Entries with page source code
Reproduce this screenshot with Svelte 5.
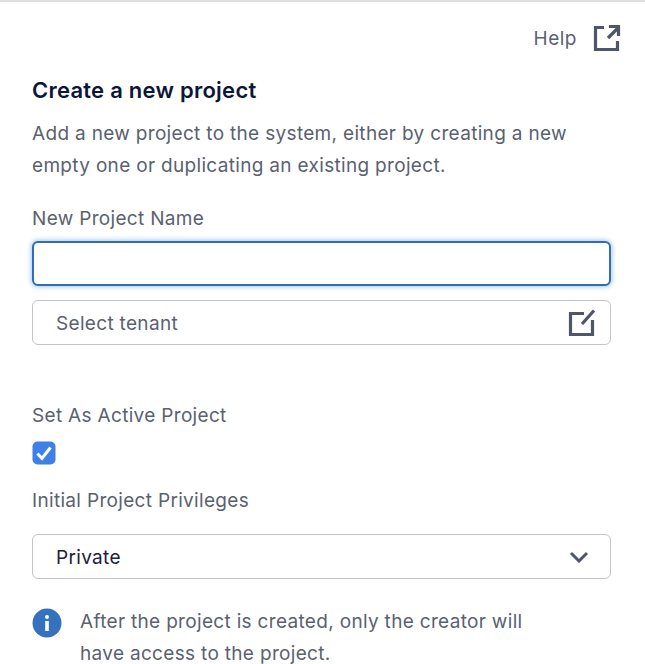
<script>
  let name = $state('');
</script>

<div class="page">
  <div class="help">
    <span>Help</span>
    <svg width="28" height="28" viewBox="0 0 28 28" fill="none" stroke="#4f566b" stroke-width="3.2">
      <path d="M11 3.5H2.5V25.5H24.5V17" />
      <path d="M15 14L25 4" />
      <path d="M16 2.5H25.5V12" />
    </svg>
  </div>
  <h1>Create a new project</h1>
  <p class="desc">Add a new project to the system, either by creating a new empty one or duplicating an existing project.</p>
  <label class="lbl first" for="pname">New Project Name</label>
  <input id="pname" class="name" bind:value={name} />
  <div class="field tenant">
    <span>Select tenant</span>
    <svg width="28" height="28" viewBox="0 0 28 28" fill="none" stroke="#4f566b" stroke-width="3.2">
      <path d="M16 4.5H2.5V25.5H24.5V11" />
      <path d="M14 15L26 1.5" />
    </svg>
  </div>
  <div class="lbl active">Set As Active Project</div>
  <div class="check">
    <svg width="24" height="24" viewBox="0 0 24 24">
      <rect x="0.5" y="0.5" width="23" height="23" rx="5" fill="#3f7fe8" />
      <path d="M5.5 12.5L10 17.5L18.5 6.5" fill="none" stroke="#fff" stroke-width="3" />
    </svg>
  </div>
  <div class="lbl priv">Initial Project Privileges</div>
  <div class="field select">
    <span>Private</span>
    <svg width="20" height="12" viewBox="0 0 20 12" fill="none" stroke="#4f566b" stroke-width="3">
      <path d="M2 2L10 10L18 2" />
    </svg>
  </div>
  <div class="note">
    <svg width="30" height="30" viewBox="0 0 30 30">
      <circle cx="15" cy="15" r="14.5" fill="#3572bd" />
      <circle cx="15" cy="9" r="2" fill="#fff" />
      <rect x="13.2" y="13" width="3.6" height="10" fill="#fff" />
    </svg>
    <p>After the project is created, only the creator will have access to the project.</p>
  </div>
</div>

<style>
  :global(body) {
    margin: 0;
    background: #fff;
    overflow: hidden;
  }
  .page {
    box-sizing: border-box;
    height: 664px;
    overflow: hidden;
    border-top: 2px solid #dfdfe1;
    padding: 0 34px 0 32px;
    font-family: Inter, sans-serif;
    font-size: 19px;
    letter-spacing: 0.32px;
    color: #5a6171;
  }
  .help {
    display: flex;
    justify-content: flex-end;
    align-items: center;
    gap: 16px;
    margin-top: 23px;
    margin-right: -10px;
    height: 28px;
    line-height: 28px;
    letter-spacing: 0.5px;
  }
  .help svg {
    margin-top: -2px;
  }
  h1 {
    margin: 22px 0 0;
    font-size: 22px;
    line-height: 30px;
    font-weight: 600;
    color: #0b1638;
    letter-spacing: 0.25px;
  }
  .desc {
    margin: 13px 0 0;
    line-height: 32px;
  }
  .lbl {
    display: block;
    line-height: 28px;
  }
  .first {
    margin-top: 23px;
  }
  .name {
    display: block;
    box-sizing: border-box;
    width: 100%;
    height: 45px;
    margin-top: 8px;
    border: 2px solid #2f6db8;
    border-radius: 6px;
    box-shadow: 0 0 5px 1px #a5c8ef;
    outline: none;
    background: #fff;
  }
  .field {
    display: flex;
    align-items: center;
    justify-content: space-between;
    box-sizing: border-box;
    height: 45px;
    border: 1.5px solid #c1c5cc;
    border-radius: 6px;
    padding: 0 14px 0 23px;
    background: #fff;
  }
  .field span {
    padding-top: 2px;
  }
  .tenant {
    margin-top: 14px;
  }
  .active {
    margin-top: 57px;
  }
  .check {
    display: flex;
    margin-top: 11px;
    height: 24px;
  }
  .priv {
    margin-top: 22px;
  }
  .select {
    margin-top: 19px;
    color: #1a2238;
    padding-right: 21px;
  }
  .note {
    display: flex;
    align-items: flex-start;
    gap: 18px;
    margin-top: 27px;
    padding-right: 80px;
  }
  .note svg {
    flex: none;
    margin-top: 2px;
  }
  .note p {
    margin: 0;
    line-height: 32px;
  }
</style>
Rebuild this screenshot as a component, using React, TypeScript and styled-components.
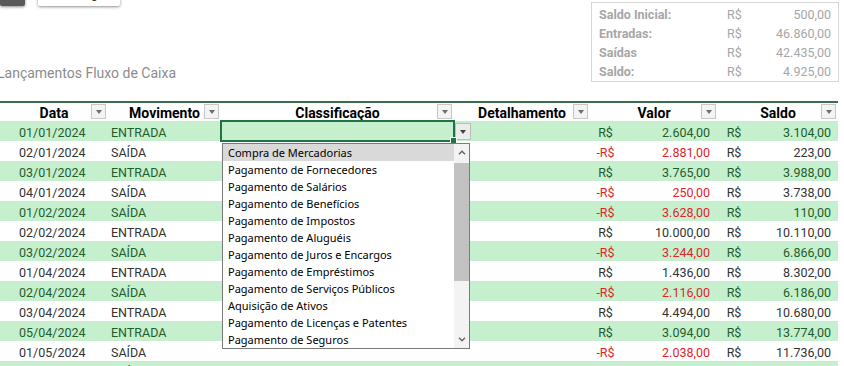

**Objective**:
Each record above should come back exactly the same, only without its pictures.

**Written answer**:
Reproduce this screenshot with Svelte 5.
<script>
  let name = $state('');
</script>

<div class="page">
  <div class="help">
    <span>Help</span>
    <svg width="28" height="28" viewBox="0 0 28 28" fill="none" stroke="#4f566b" stroke-width="3.2">
      <path d="M11 3.5H2.5V25.5H24.5V17" />
      <path d="M15 14L25 4" />
      <path d="M16 2.5H25.5V12" />
    </svg>
  </div>
  <h1>Create a new project</h1>
  <p class="desc">Add a new project to the system, either by creating a new empty one or duplicating an existing project.</p>
  <label class="lbl first" for="pname">New Project Name</label>
  <input id="pname" class="name" bind:value={name} />
  <div class="field tenant">
    <span>Select tenant</span>
    <svg width="28" height="28" viewBox="0 0 28 28" fill="none" stroke="#4f566b" stroke-width="3.2">
      <path d="M16 4.5H2.5V25.5H24.5V11" />
      <path d="M14 15L26 1.5" />
    </svg>
  </div>
  <div class="lbl active">Set As Active Project</div>
  <div class="check">
    <svg width="24" height="24" viewBox="0 0 24 24">
      <rect x="0.5" y="0.5" width="23" height="23" rx="5" fill="#3f7fe8" />
      <path d="M5.5 12.5L10 17.5L18.5 6.5" fill="none" stroke="#fff" stroke-width="3" />
    </svg>
  </div>
  <div class="lbl priv">Initial Project Privileges</div>
  <div class="field select">
    <span>Private</span>
    <svg width="20" height="12" viewBox="0 0 20 12" fill="none" stroke="#4f566b" stroke-width="3">
      <path d="M2 2L10 10L18 2" />
    </svg>
  </div>
  <div class="note">
    <svg width="30" height="30" viewBox="0 0 30 30">
      <circle cx="15" cy="15" r="14.5" fill="#3572bd" />
      <circle cx="15" cy="9" r="2" fill="#fff" />
      <rect x="13.2" y="13" width="3.6" height="10" fill="#fff" />
    </svg>
    <p>After the project is created, only the creator will have access to the project.</p>
  </div>
</div>

<style>
  :global(body) {
    margin: 0;
    background: #fff;
    overflow: hidden;
  }
  .page {
    box-sizing: border-box;
    height: 664px;
    overflow: hidden;
    border-top: 2px solid #dfdfe1;
    padding: 0 34px 0 32px;
    font-family: Inter, sans-serif;
    font-size: 19px;
    letter-spacing: 0.32px;
    color: #5a6171;
  }
  .help {
    display: flex;
    justify-content: flex-end;
    align-items: center;
    gap: 16px;
    margin-top: 23px;
    margin-right: -10px;
    height: 28px;
    line-height: 28px;
    letter-spacing: 0.5px;
  }
  .help svg {
    margin-top: -2px;
  }
  h1 {
    margin: 22px 0 0;
    font-size: 22px;
    line-height: 30px;
    font-weight: 600;
    color: #0b1638;
    letter-spacing: 0.25px;
  }
  .desc {
    margin: 13px 0 0;
    line-height: 32px;
  }
  .lbl {
    display: block;
    line-height: 28px;
  }
  .first {
    margin-top: 23px;
  }
  .name {
    display: block;
    box-sizing: border-box;
    width: 100%;
    height: 45px;
    margin-top: 8px;
    border: 2px solid #2f6db8;
    border-radius: 6px;
    box-shadow: 0 0 5px 1px #a5c8ef;
    outline: none;
    background: #fff;
  }
  .field {
    display: flex;
    align-items: center;
    justify-content: space-between;
    box-sizing: border-box;
    height: 45px;
    border: 1.5px solid #c1c5cc;
    border-radius: 6px;
    padding: 0 14px 0 23px;
    background: #fff;
  }
  .field span {
    padding-top: 2px;
  }
  .tenant {
    margin-top: 14px;
  }
  .active {
    margin-top: 57px;
  }
  .check {
    display: flex;
    margin-top: 11px;
    height: 24px;
  }
  .priv {
    margin-top: 22px;
  }
  .select {
    margin-top: 19px;
    color: #1a2238;
    padding-right: 21px;
  }
  .note {
    display: flex;
    align-items: flex-start;
    gap: 18px;
    margin-top: 27px;
    padding-right: 80px;
  }
  .note svg {
    flex: none;
    margin-top: 2px;
  }
  .note p {
    margin: 0;
    line-height: 32px;
  }
</style>
Rebuild this screenshot as a component, using React, TypeScript and styled-components.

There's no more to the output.